CG Power and Industrial Solutions Limited
- Company type: Public
- Traded as: BSE: 500093 NSE: CGPOWER
- Industry: Electrical
- Founded: 1937
- Founders: R. E. B. Crompton James Greaves
- Headquarters: Mumbai, Maharashtra, India
- Products: Transformers, pump, HT & LT Motors, DC Motors, Railway Signaling
- Revenue: ₹14,013 crore (US$1.5 billion) (2015)
- Parent: Murugappa Group
- Subsidiaries: G.G. Tronics

= CG Power and Industrial Solutions =

Indian power and industrial solutions company

CG Power and Industrial Solutions Limited, also known as Crompton Greaves Limited, is an Indian multinational company engaged in design, manufacturing, and marketing of products related to power generation, transmission, and distribution, as well as rail transportation. The company is based in Mumbai and has been part of the Chennai-based Murugappa Group since 2020, when it was acquired from the Avantha Group. The company was restructured in 2016 following the demerger of its consumer goods business.

== History ==
Col. R. E. B. Crompton founded R.E.B. Crompton & Company in 1878. The company was merged with F.A. Parkinson in 1927 to form Crompton Parkinson Ltd. Greaves Cotton and Company, established by James Greaves in 1859, was appointed as their concessionaire in India.

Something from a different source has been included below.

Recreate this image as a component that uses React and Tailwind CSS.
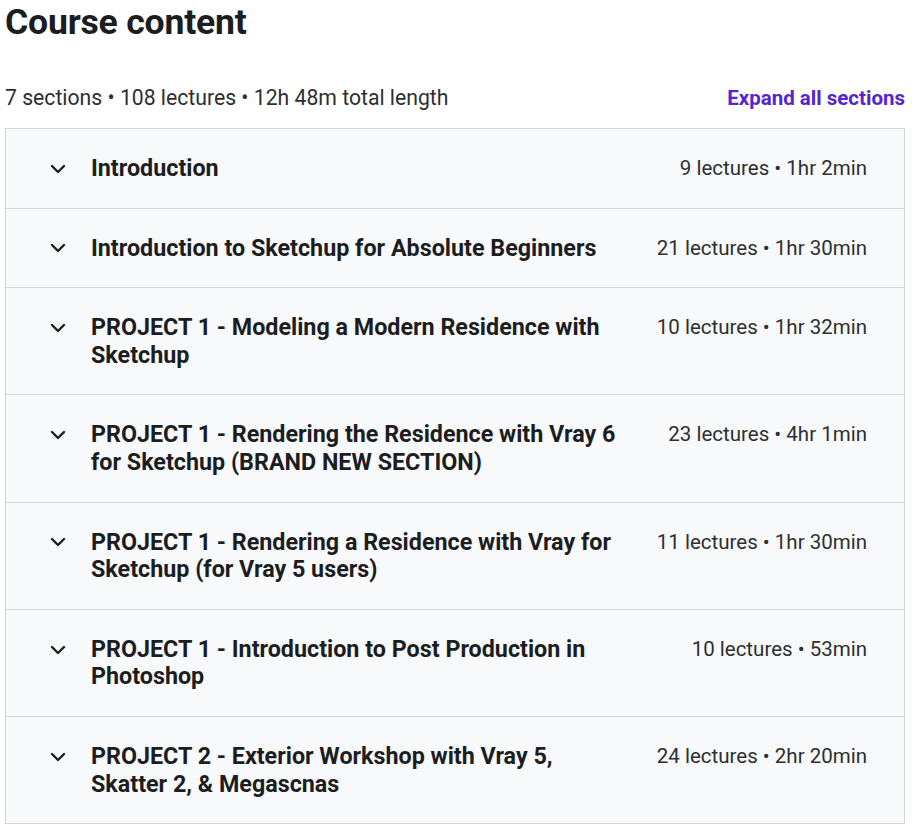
const sections = [
  { title: 'Introduction', meta: '9 lectures • 1hr 2min' },
  { title: 'Introduction to Sketchup for Absolute Beginners', meta: '21 lectures • 1hr 30min' },
  { title: 'PROJECT 1 - Modeling a Modern Residence with Sketchup', meta: '10 lectures • 1hr 32min' },
  { title: 'PROJECT 1 - Rendering the Residence with Vray 6 for Sketchup (BRAND NEW SECTION)', meta: '23 lectures • 4hr 1min' },
  { title: 'PROJECT 1 - Rendering a Residence with Vray for Sketchup (for Vray 5 users)', meta: '11 lectures • 1hr 30min' },
  { title: 'PROJECT 1 - Introduction to Post Production in Photoshop', meta: '10 lectures • 53min' },
  { title: 'PROJECT 2 - Exterior Workshop with Vray 5, Skatter 2, & Megascnas', meta: '24 lectures • 2hr 20min' },
]

export default function App() {
  return (
    <div className="min-h-screen bg-white text-[#2d2f31] font-['Roboto',sans-serif] pl-[5px] pr-[7px]">
      <h1 className="text-[35.6px] font-bold leading-[44px] tracking-[-0.2px] text-[#1c1d1f]">Course content</h1>

      <div className="flex items-end justify-between mt-[40px] mb-[16px]">
        <span className="text-[21.2px] leading-[28px]">7 sections • 108 lectures • 12h 48m total length</span>
        <button className="text-[20.5px] leading-[28px] font-bold text-[#5624d0]">Expand all sections</button>
      </div>

      <div className="border border-[#d1d7dc] border-b-0">
        {sections.map((s) => (
          <SectionRow key={s.title} section={s} />
        ))}
      </div>
    </div>
  )
}

function SectionRow({ section }) {
  return (
    <div className="flex items-start bg-[#f7f9fa] border-b border-[#d1d7dc] pl-[40px] pr-[37px] pt-[26px] pb-[25px]">
      <span className="w-[24px] h-[27.6px] flex items-center justify-center shrink-0 mr-[21px]">
        <svg width="16" height="10" viewBox="0 0 16 10" fill="none">
          <path d="M2 2l6 6 6-6" stroke="#1c1d1f" strokeWidth="2.4" strokeLinecap="round" strokeLinejoin="round" />
        </svg>
      </span>
      <h3 className="flex-1 text-[23.3px] leading-[27.6px] font-bold text-[#1c1d1f]">{section.title}</h3>
      <span className="ml-[36px] shrink-0 text-[20.5px] leading-[27.6px]">{section.meta}</span>
    </div>
  )
}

The company was incorporated on 28 April 1937 as Crompton Parkinson Work Private Limited. In 1947, it was acquired by Karam Chand Thapar of Thapar Group. The company went public in 1960 and changed its name to Crompton Greaves Limited in 1966.

The company in Cold War era collaborated with the USSR and the Eastern Bloc for technology transfer of new electrical technologies.

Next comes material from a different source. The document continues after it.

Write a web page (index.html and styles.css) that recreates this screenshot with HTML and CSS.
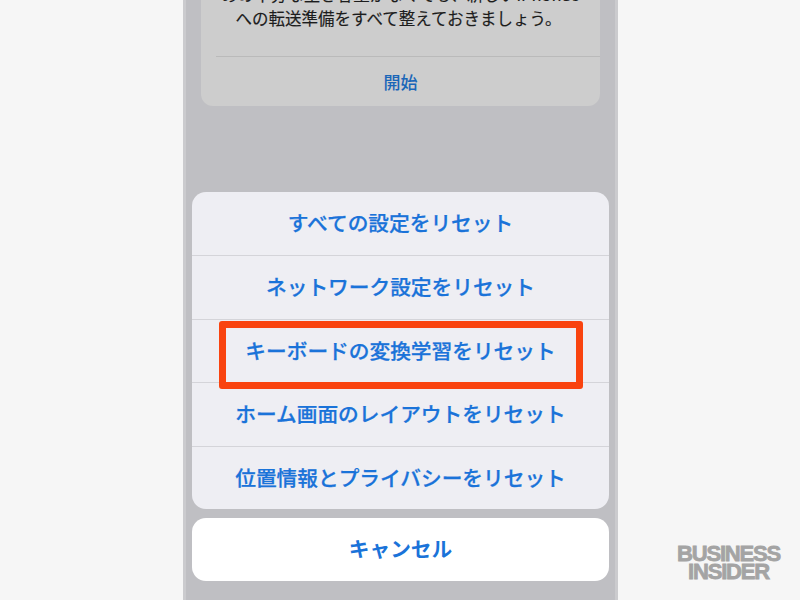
FILE: index.html
```html
<!DOCTYPE html>
<html lang="ja">
<head>
<meta charset="utf-8">
<title>リセット</title>
<link rel="stylesheet" href="styles.css">
</head>
<body>
<main class="phone">
  <section class="card">
    <p class="card-text cut">めの十分な空き容量がなくても、新しいiPhone6</p>
    <p class="card-text">への転送準備をすべて整えておきましょう。</p>
    <div class="card-action">開始</div>
  </section>
  <p class="peek">リセット</p>
  <section class="sheet">
    <div class="option">すべての設定をリセット</div>
    <div class="option">ネットワーク設定をリセット</div>
    <div class="option highlighted">キーボードの変換学習をリセット</div>
    <div class="option">ホーム画面のレイアウトをリセット</div>
    <div class="option">位置情報とプライバシーをリセット</div>
  </section>
  <div class="cancel">キャンセル</div>
</main>
<div class="brand">BUSINESS<br>INSIDER</div>
</body>
</html>
```
FILE: styles.css
```css
* { box-sizing: border-box; }
html, body { margin: 0; height: 100%; }
body {
  width: 800px;
  height: 600px;
  overflow: hidden;
  background: #f6f6f6;
  font-family: "Noto Sans CJK JP", "Liberation Sans", sans-serif;
  position: relative;
}
.phone {
  position: absolute;
  left: 183px;
  top: 0;
  width: 435px;
  height: 600px;
  background: #bfbfc3;
  box-shadow: inset 3px 0 0 #cbcbce, inset -3px 0 0 #cbcbce;
  overflow: hidden;
  padding: 0 9px;
}
.card {
  position: relative;
  margin: 0 9px;
  height: 106px;
  background: #cdcdcd;
  border-radius: 0 0 12px 12px;
  overflow: hidden;
  text-align: center;
}
.card-text {
  margin: 0;
  padding-right: 4px;
  font-size: 16.5px;
  line-height: 26px;
  color: #1c1c1c;
  -webkit-text-stroke: 0.15px #1c1c1c;
  white-space: nowrap;
}
.card-text.cut { margin-top: -17px; line-height: 22px; padding-right: 0; }
.card-action {
  margin: 25px 0 0 15px;
  border-top: 1px solid #bababa;
  height: 52px;
  line-height: 49px;
  font-size: 17px;
  font-weight: 500;
  color: #1a66b8;
  padding-right: 15px;
}
.peek {
  position: absolute;
  left: 40px;
  top: 509px;
  height: 3px;
  overflow: hidden;
  margin: 0;
  font-size: 16px;
  line-height: 18px;
  color: #1a5ea8;
}
.sheet {
  position: relative;
  margin-top: 86px;
  height: 317px;
  background: #eeeef3;
  border-radius: 14px;
  overflow: hidden;
}
.option {
  height: 63.5px;
  line-height: 61px;
  text-align: center;
  font-size: 20.7px;
  font-weight: 500;
  color: #1a73d9;
  -webkit-text-stroke: 0.25px #1a73d9;
  border-top: 1px solid #d4d4d9;
  white-space: nowrap;
}
.option:first-child { border-top: 0; height: 63px; }
.highlighted { position: relative; }
.highlighted::after {
  content: "";
  position: absolute;
  left: 27px;
  right: 26px;
  top: 1px;
  bottom: -7px;
  border: 7px solid #f9430f;
  border-radius: 3px;
}
.cancel {
  margin-top: 9px;
  height: 63px;
  line-height: 61px;
  background: #fff;
  border-radius: 14px;
  text-align: center;
  font-size: 20.7px;
  font-weight: 700;
  color: #1a73d9;
}
.brand {
  position: absolute;
  left: 667px;
  top: 545px;
  width: 123px;
  font-family: "Liberation Sans", sans-serif;
  font-size: 22px;
  line-height: 18px;
  font-weight: 700;
  letter-spacing: -1.2px;
  color: #a4a4a4;
  text-align: center;
  -webkit-text-stroke: 0.8px #a4a4a4;
}
```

In July 2014, Crompton Greaves Limited announced plans to demerge the company in order to separate its consumer goods business from the power and industrial systems segment. The demerger was completed in 2016 with the listing of Crompton Greaves Consumer Electricals Limited (CGCEL) and Gautam Thapar selling his 34% stake in CGCEL to Advent International and Temasek Holdings for ₹ 2,000 crore.

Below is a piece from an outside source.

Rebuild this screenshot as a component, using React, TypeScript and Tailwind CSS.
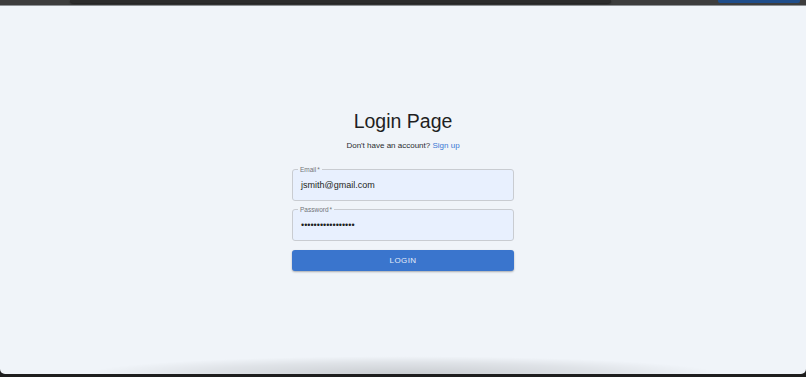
import React from "react";

function Field({ label, value }: { label: string; value: string }) {
  return (
    <div className="relative h-[32px] w-[222px] rounded-[3px] border border-[#c9ccd1] bg-[#e8f0fe] flex items-center pl-[8px]">
      <span className="absolute left-[5px] top-[-5px] px-[2px] text-[6.5px] leading-[9px] text-[#707479] bg-[linear-gradient(to_bottom,#f0f4f9_50%,#e8f0fe_50%)]">
        {label}
        <span className="ml-[1px]">*</span>
      </span>
      <span className="text-[9px] text-[#1d1f22] leading-none">{value}</span>
    </div>
  );
}

export default function App() {
  return (
    <div className="w-[806px] h-[377px] bg-[#1e1e1e] flex flex-col overflow-hidden font-['Liberation_Sans',Arial,sans-serif]">
      <div className="h-[5px] bg-[#3d3d3d] flex items-start">
        <div className="w-[70px]" />
        <div className="w-[541px] h-[3px] rounded-b-[3px] bg-[#2c2c2c] shadow-[0_1px_2px_rgba(0,0,0,0.5)]" />
        <div className="flex-1" />
        <div className="w-[82px] h-[3px] rounded-b-[2px] bg-[#1f4d8a]" />
        <div className="w-[6px]" />
      </div>
      <div className="h-px bg-[#8e9296]" />
      <div className="flex-1 bg-[#f0f4f9] rounded-b-[5px] flex flex-col items-center overflow-hidden">
        <div className="pt-[104px] flex flex-col items-center">
          <h1 className="text-[19.5px] leading-[23px] text-[#1f1f1f]">Login Page</h1>
          <p className="mt-[8px] text-[8px] leading-[10px] text-[#2a2c2f]">
            Don&apos;t have an account?{" "}
            <a className="text-[#3a78d4]">Sign up</a>
          </p>
          <div className="mt-[18px] flex flex-col gap-[8px]">
            <Field label="Email" value="jsmith@gmail.com" />
            <Field label="Password" value={"•".repeat(17)} />
          </div>
          <button className="mt-[9px] h-[21px] w-[222px] rounded-[3px] bg-[#3a75cd] text-[#e4ecf8] text-[8px] tracking-[0.4px] shadow-[0_1px_2px_rgba(0,0,0,0.3)]">
            LOGIN
          </button>
        </div>
        <div className="flex-1" />
        <div className="w-[640px] h-[18px] bg-[radial-gradient(ellipse_at_bottom,rgba(0,0,0,0.16)_0%,rgba(0,0,0,0.07)_45%,rgba(0,0,0,0)_70%)]" />
      </div>
      <div className="h-[3px]" />
    </div>
  );
}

In January 2017, Crompton Greaves changed its name from Crompton Greaves Limited to CG Power and Industrial Solutions Limited.

In August 2019, CG Power and Industrial Solutions reported that its employees had carried out unauthorised transactions resulting in an "understatement of the company's liabilities" by thousands of crores in the previous financial year.

In September 2020, Murugappa Group's Tube Investments acquired a 56% stake in CG Power and Industrial Solutions for ₹ 700 crore.

==Products and services==
- MV Switchgear
  - VCB, PCVCB, GIS & RMU, all Rail Transportation Equipments like Traction Motors, Converters, cubicles, Relays, Point machines etc.

== Awards ==
- Received NABL accreditation for 5 of its labs & 1 calibration lab.